If you research Sunrise and Dromedary, there is not much info on these peaks as they are most certainly the lesser traveled 11,000 peaks in the Wasatch. From the S turn parking lot, take the Broads Fork trail. I am not going to go into detail on the lower section of Broads as I describe it in my Twins Peak post. Once you get through the Broads Fork meadow, it turns from grass to scree and at this point you have two route options to summit Sunrise: 1) head east towards the chute that leads you to the saddle between Sunrise and Dromedary (see pic below)
or 2) go to the ridge between Twin Peaks and Sunrise. We opted to go to the Twin Peaks/Sunrise saddle as we didn’t want to backtrack down from Sunrise to Dromedary. This saddle sits at 10,837 and it took us 3 hours to traverse the 4.2 miles and 4,600 elevation gain. Once you get to the Twin Peaks/Sunrise saddle, rehydrate and eat because it is about to get real. Even though there is only about 450 feet to the summit of Sunrise - it is very arduous. As we left the saddle, one of my buddies said, “this looks rather daunting” and that is an understatement. This is very important, as you leave the saddle heading east, you naturally want to climb up but hike out 10-20 yards and then drop down about 30-50 feet on the south side (Little Cottonwood side) as illustrated in the picture below.
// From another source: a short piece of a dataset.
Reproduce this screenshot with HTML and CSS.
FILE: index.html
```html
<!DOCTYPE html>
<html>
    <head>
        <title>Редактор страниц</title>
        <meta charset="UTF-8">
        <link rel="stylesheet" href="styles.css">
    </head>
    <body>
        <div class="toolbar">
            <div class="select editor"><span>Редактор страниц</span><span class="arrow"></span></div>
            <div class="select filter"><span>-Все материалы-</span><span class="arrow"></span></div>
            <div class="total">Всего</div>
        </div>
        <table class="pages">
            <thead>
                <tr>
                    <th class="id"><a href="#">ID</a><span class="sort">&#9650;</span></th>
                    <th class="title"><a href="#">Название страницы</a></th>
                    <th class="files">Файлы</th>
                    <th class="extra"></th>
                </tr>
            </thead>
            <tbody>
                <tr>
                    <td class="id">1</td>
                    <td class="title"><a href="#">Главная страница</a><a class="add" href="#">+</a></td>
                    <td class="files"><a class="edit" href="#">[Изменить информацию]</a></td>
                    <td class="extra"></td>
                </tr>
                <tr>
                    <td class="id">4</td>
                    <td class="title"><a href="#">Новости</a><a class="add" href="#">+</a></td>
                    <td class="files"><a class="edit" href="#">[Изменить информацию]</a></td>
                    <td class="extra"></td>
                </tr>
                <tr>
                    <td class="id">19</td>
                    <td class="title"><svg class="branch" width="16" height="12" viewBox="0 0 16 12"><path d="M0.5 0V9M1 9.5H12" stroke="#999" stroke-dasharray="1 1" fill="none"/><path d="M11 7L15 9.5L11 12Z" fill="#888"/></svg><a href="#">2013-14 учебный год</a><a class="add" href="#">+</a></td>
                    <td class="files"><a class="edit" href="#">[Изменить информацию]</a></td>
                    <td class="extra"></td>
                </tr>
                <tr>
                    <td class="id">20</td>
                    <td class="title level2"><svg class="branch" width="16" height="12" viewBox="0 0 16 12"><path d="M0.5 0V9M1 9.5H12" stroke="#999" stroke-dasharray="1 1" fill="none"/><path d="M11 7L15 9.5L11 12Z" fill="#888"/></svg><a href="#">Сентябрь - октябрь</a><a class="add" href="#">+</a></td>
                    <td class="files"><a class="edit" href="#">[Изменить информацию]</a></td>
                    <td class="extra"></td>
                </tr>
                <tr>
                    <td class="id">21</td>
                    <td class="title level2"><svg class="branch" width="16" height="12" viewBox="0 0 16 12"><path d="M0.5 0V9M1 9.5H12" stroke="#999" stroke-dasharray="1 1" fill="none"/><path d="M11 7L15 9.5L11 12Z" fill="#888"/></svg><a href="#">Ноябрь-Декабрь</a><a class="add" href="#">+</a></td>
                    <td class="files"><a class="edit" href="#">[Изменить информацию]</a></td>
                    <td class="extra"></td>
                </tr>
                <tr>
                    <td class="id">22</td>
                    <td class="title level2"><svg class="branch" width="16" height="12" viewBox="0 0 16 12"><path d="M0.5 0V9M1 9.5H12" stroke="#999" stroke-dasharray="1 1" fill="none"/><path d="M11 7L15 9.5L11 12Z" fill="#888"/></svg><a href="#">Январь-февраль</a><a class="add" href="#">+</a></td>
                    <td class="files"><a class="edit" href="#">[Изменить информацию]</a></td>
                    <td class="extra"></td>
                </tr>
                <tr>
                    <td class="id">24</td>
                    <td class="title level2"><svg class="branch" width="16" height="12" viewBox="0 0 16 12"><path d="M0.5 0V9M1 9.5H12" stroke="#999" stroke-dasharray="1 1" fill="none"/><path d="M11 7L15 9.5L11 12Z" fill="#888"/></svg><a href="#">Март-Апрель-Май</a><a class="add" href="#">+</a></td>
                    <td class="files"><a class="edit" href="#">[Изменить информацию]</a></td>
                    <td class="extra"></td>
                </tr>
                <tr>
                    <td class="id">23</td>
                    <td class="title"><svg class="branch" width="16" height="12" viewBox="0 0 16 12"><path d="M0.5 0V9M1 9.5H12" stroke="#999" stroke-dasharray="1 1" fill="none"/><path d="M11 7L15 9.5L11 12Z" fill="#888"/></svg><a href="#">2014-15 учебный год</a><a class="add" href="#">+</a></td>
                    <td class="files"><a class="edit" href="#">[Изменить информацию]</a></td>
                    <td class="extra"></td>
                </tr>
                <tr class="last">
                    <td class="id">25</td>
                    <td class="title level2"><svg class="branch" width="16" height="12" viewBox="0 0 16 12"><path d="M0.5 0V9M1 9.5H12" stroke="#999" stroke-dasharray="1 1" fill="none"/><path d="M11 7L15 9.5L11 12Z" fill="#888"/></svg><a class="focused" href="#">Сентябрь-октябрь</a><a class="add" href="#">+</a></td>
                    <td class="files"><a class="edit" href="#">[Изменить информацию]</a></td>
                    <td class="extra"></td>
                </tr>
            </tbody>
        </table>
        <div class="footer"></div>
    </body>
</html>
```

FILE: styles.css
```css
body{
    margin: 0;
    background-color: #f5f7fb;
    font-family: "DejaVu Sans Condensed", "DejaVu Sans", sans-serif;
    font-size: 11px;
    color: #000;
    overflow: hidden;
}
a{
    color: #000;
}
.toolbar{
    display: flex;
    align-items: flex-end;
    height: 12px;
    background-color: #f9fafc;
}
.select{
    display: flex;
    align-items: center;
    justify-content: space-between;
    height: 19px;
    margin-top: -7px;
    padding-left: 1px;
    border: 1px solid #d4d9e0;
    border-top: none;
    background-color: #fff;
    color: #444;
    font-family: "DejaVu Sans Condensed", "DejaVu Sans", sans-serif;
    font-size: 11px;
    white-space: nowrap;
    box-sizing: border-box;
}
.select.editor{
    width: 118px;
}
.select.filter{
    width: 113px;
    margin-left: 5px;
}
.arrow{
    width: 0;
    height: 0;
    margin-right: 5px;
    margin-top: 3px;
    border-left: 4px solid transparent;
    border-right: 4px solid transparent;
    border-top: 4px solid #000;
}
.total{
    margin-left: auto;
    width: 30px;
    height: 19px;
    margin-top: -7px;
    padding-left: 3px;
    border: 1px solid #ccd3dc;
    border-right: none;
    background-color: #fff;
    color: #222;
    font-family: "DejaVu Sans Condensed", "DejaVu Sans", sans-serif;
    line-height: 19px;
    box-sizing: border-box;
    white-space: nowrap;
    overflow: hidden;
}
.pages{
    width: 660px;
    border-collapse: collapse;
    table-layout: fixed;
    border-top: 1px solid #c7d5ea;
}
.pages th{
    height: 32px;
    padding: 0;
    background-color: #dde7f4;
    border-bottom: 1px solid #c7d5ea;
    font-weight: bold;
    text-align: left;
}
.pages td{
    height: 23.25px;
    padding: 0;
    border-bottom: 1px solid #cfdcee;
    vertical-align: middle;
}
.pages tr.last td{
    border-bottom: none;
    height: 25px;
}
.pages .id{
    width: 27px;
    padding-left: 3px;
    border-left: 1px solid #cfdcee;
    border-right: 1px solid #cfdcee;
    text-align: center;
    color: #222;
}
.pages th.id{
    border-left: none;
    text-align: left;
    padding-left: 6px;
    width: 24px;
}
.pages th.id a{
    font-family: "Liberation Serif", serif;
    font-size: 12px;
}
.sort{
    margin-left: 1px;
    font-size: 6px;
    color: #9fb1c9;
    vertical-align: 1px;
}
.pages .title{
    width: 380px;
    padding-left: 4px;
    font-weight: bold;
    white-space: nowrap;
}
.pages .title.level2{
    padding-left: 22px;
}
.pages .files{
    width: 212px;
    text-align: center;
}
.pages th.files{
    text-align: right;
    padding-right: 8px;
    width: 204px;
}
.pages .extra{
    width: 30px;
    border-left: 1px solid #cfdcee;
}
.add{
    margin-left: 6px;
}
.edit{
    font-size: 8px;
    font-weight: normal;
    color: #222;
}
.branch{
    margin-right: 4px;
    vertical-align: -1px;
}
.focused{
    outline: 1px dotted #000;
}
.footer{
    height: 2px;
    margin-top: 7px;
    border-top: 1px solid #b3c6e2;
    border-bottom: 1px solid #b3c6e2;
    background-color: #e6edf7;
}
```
This will wrap you around a bend and if you look up, you will see a peak but it isn’t Sunrise. There is another peak or false summit called Jepson Folly so don’t aim towards that peak as Sunrise is farther east. There is no defined route at this point so use your best navigational skills to find the path of least resistance as you aim east (your right) and up. This section is very cliffy and definitely a no fall zone. There are a few spots that are class 4 but it is doable as there are a lot of sturdy holds. Once we reached the Sunrise ridge, we were treated to a fog show as a wall of fog was billowing up from BCC and the winds from LCC were pushing it back.
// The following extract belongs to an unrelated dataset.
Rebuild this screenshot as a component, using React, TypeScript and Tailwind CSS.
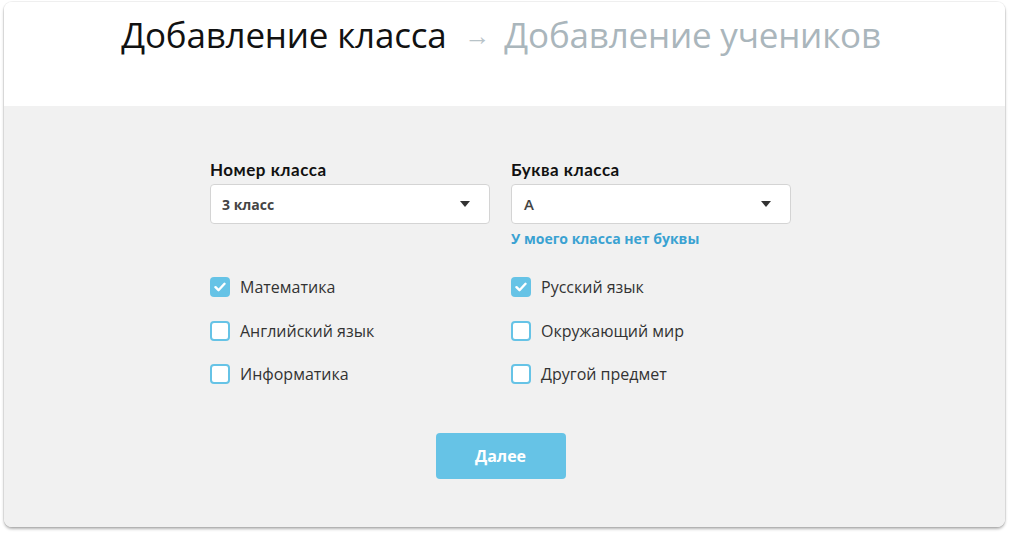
import { useState } from 'react';

const subjects = [
  { name: 'Математика', checked: true },
  { name: 'Русский язык', checked: true },
  { name: 'Английский язык', checked: false },
  { name: 'Окружающий мир', checked: false },
  { name: 'Информатика', checked: false },
  { name: 'Другой предмет', checked: false },
];

function Caret() {
  return (
    <svg width="10" height="6" viewBox="0 0 10 6">
      <path d="M0 0h10L5 6z" fill="#333" />
    </svg>
  );
}

function Checkbox({ checked }: { checked: boolean }) {
  return (
    <span
      className={
        checked
          ? 'w-5 h-5 rounded-[4px] bg-[#66c3e6] flex items-center justify-center'
          : 'w-5 h-5 rounded-[4px] bg-white border-2 border-[#66c3e6]'
      }
    >
      {checked && (
        <svg width="12" height="10" viewBox="0 0 12 10">
          <path d="M1.5 5.2l3 3 6-6.4" stroke="#fff" strokeWidth="2.4" fill="none" strokeLinecap="round" strokeLinejoin="round" />
        </svg>
      )}
    </span>
  );
}

export default function App() {
  const [items, setItems] = useState(subjects);

  const toggle = (i: number) => {
    setItems(prev => prev.map((s, idx) => (idx === i ? { ...s, checked: !s.checked } : s)));
  };

  return (
    <div className="w-[1010px] h-[537px] bg-white px-[4px] pt-[2px]" style={{ fontFamily: '"Open Sans", sans-serif' }}>
      <div className="w-[1001px] h-[525px] rounded-[8px] overflow-hidden shadow-[0_2px_3px_rgba(0,0,0,0.3),0_0_0_1px_rgba(0,0,0,0.05)] flex flex-col">
        {/* Шаги */}
        <div className="h-[104px] bg-white flex justify-center pt-[10px]">
          <div className="text-[35px] leading-[46px] tracking-[-0.2px] pr-[7px]">
            <span className="text-[#111]">Добавление класса</span>
            <span className="text-[#b8c3c8] text-[26px] ml-[18px] mr-[14px] relative top-[-3px]">→</span>
            <span className="text-[#aab6bc]">Добавление учеников</span>
          </div>
        </div>

        <div className="flex-1 bg-[#f1f1f1] pt-[53px]">
          <div className="w-[581px] ml-[206px]">
            <div className="grid grid-cols-[280px_280px] gap-x-[21px]">
              <div>
                <div className="text-[17px] font-bold text-[#111] leading-[22px] mb-[3px] tracking-[0.5px]" style={{ fontFamily: 'Lato, sans-serif' }}>Номер класса</div>
                <div className="h-[40px] bg-white border border-[#d4d4d4] rounded-[4px] flex items-center justify-between pl-[11px] pr-[19px]">
                  <span className="text-[14px] font-bold text-[#444]">3 класс</span>
                  <Caret />
                </div>
              </div>
              <div>
                <div className="text-[17px] font-bold text-[#111] leading-[22px] mb-[3px] tracking-[0.5px]" style={{ fontFamily: 'Lato, sans-serif' }}>Буква класса</div>
                <div className="h-[40px] bg-white border border-[#d4d4d4] rounded-[4px] flex items-center justify-between pl-[12px] pr-[19px]">
                  <span className="text-[15px] font-semibold text-[#444]">А</span>
                  <Caret />
                </div>
                <div className="text-[14px] font-bold text-[#3aa2d2] mt-[5px] leading-[19px]">У моего класса нет буквы</div>
              </div>
            </div>

            <div className="grid grid-cols-[280px_280px] gap-x-[21px] gap-y-[23.5px] mt-[29px]">
              {items.map((s, i) => (
                <label key={s.name} className="flex items-center gap-[10px] h-[20px] cursor-pointer" onClick={() => toggle(i)}>
                  <Checkbox checked={s.checked} />
                  <span className="text-[16px] text-[#333]">{s.name}</span>
                </label>
              ))}
            </div>

            <div className="flex justify-center mt-[49px]">
              <button className="w-[130px] h-[46px] rounded-[4px] bg-[#66c3e6] text-white text-[16px] font-bold">Далее</button>
            </div>
          </div>
        </div>
      </div>
    </div>
  );
}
When we summited Sunrise, I was relieved that we weren’t hiking back the way we came as I am not sure down hiking Sunrise towards Twins Peak would be possible. Our mission was to continue to Dromedary but the descent down the eastern ridge of Sunrise looked precarious as well. There was a well-defined trail down the east side of Sunrise and although it was steep- it was manageable.
The saddle between Sunrise & Dromedary is the top of Tanner’s Gulch which is a famous ski run/avalanche path.
Much like Sunrise, you will approach Dromedary from the south (LCC) and although it is not as technical as the Sunrise summit- it is still precipitous and exposed. We found a chute up the center and methodically made our way up the 300 foot face.
Both of these peaks offer amazing, panoramic views of BCC & LCC. Directly to the north, you are looking at Mt. Raymond and Gobblers in BCC and to the south you see White Baldy, Pfeifferhorn, Lone Peak and you can even see Mt. Timpanogos in the distance.
Now that you have two 11,000+ peaks and 5,500 under your belt, you think you are going to coast home but don’t be fooled. The descent down Dromedary is long and has a few spicy sections. I found myself in a bit of pickle on one of them and I threw my pack over the ledge so it wouldn’t get caught on a rock while on my back and it bounced down about 50 yards. There are no trails up/down Dromedary so aim towards the three lakes (Lillian, Florence & Blanche) and stay to the left on the descent.
Once you get to Lake Blanche, you feel like you are emerging back to civilization as you will encounter numerous people hiking up to the gorgeous lake.